@Sooverthis1
The comments here about ppl with siblings is actually really insulting at times "children mauling each other instead of sharing, we have way more time, more money , we are NC with all my dh's siblings as apparently they are all awful and they all hate each other anyway" etc, etc etc...
It's basically a summation of how much better it is to have one dc and a pile on of stories about how miserable more than one-child families are!
It's amazing that so many ppl who have one child know of so many other families (with more than one dc) who all hate each other and leave their parents to get eaten by their dogs once they are old as none of the 5 person family wants to know and also they all don't talk to each other

Like if you are happy with your set up and your family then that's all that matters, there's plenty of negativity about big families also.
Also all your arguments for only children on this thread make it sound like you have made the best decision ever so what else is there to say?
The majority of the posts here have tried to focus on the negatives of having more than one and almost rejoicing in it. It's not great and the argument of "ppl are mean about us" is lame and a bit of a contradiction. There will be ppl who are happier being onlies and ppl who aren't, that's life and no amount of reassuring yourselves either way will help tbh.
Yes, and there will be people who are happier with siblings and people who aren't. That's also life.
I agree that neither family model is inherently "better" for children, and I have no personal choices to defend as having an only child was not actually a choice for us. I always assumed that I would have two, because that seems to be the default, but nature had other ideas. I miscarried her only sibling and never managed to conceive another.
I think what you are failing to understand, @Sooverthis1, is the extent of judgment that still persists about only children. By your own admission further up the thread, you have been blissfully unaware of this, but those of us with only children are acutely aware of the negative stereotypes that abound. There are a few examples on this thread. When dd was younger, I was told on several occasions by complete strangers that I was selfish for not "giving" dd a sibling. I was advised that she would grow up selfish, or spoilt or lonely or whatever. It seems that all manner of negative personality traits are ascribed to being only children, whereas those with siblings are assumed to have positive impacts only. This is why people are eager to redress the balance by pointing out that having siblings doesn't always live up to the rosy ideal that it is portrayed to be, nor are people with siblings all wonderful and selfless beings with perfect social skills.
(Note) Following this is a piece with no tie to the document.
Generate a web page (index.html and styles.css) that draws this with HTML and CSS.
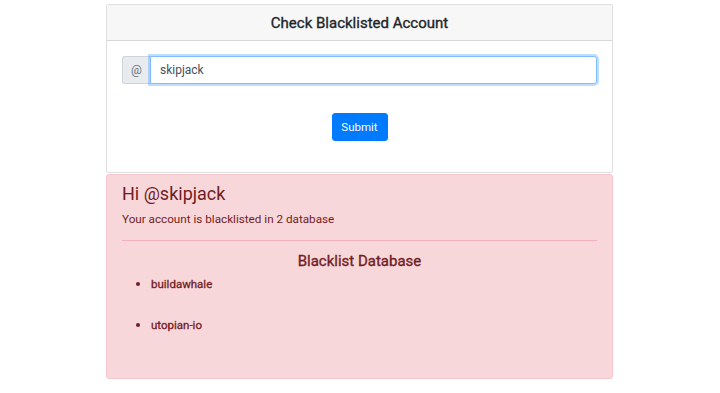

I don't think being an only child is better than having siblings, but I don't think it's worse either. It took me a while to come to that realisation, because I had unwittingly absorbed a lot of the negative stereotypes about only children that are prevalent in our society. Initially, I felt guilty about not giving dd a sibling, but as time went on, I realised that the stereotypes were all crap anyway, that there were lots of positives that balanced out any negatives, and that there were so many other factors that were actually far more important than having a sibling or not.
I think people are just trying to make the point that there are pros and cons either way, and that kids may be happy or unhappy in either scenario.